Every year, marketers spend billions of dollars on campaigns meant to attract, retain, and upsell customers. Yet despite this massive investment, it can be extremely challenging to determine how effective these initiatives actually are, and how they can be improved. One common method of measuring a campaign’s Return on Investment (ROI) is to run an A/B test: Marketers will target customers with two different interventions, and then compare results between the two groups. With the right approach to analysis, these A/B tests can provide useful insights — but they also have the potential to be highly misleading.
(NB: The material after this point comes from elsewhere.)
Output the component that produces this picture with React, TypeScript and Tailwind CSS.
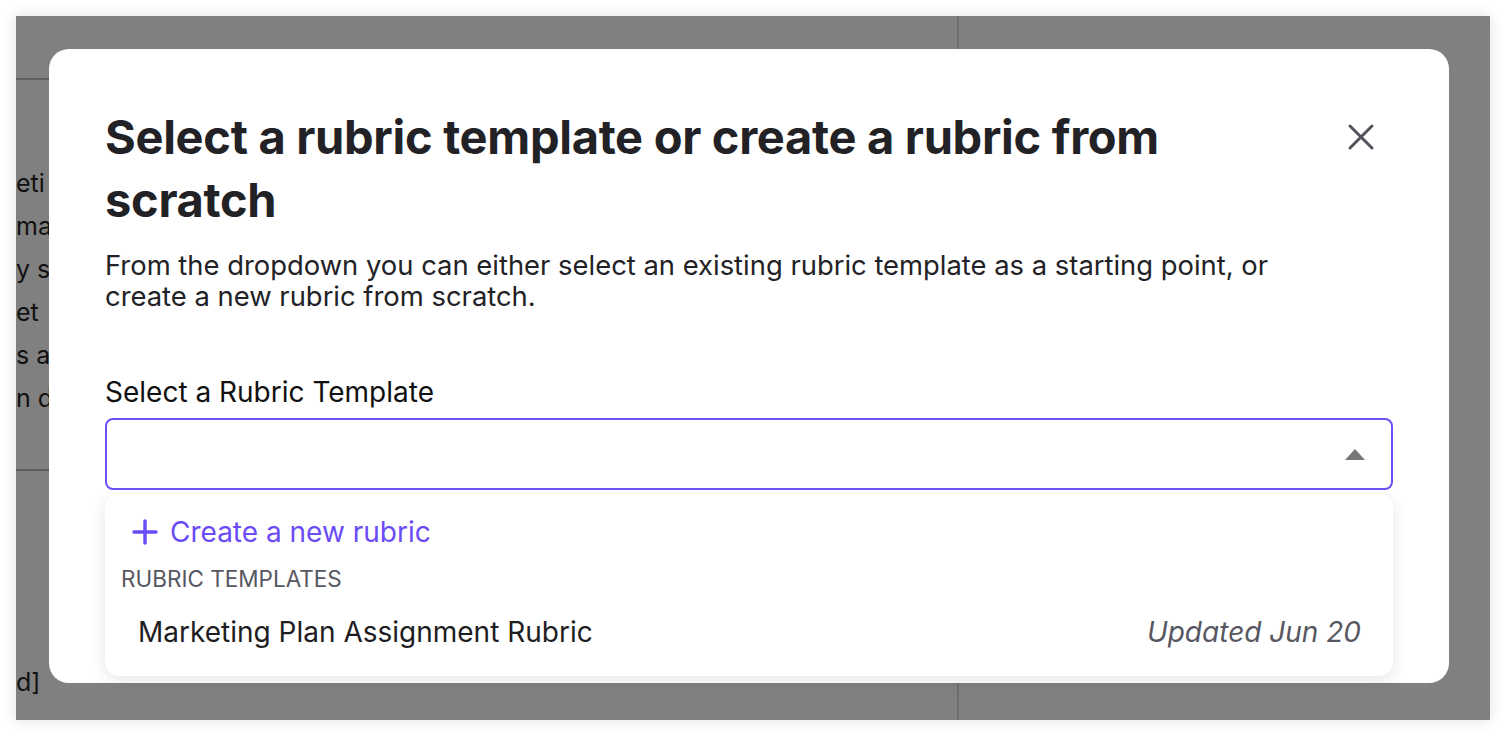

Research: When A/B Testing Doesn’t Tell You the Whole Story
When it comes to churn prevention, marketers traditionally start by identifying which customers are most likely to churn, and then running A/B tests to determine whether a proposed retention intervention will be effective at retaining those high-risk customers. While this strategy can be effective, the author shares new research based on field experiments with over 14,000 customers that suggests it isn’t always the best way to maximize ROI on marketing spend. Instead, the author argues that firms should use A/B test data alongside customers’ behavioral and demographic data to determine which subgroup of customers will be most sensitive to the specific intervention that’s being considered. Importantly, the data suggests that this subgroup doesn’t necessarily correspond to the “high-risk” customer group — in other words, it’s very possible that the intervention won’t be as effective at retaining high-risk customers as it will be at retaining some other group of customers. By identifying the characteristics that actually correlate with high sensitivity to a given intervention, marketers can proactively target their campaigns at the customers who will be most receptive to them, ultimately reducing churn rates and increasing ROI.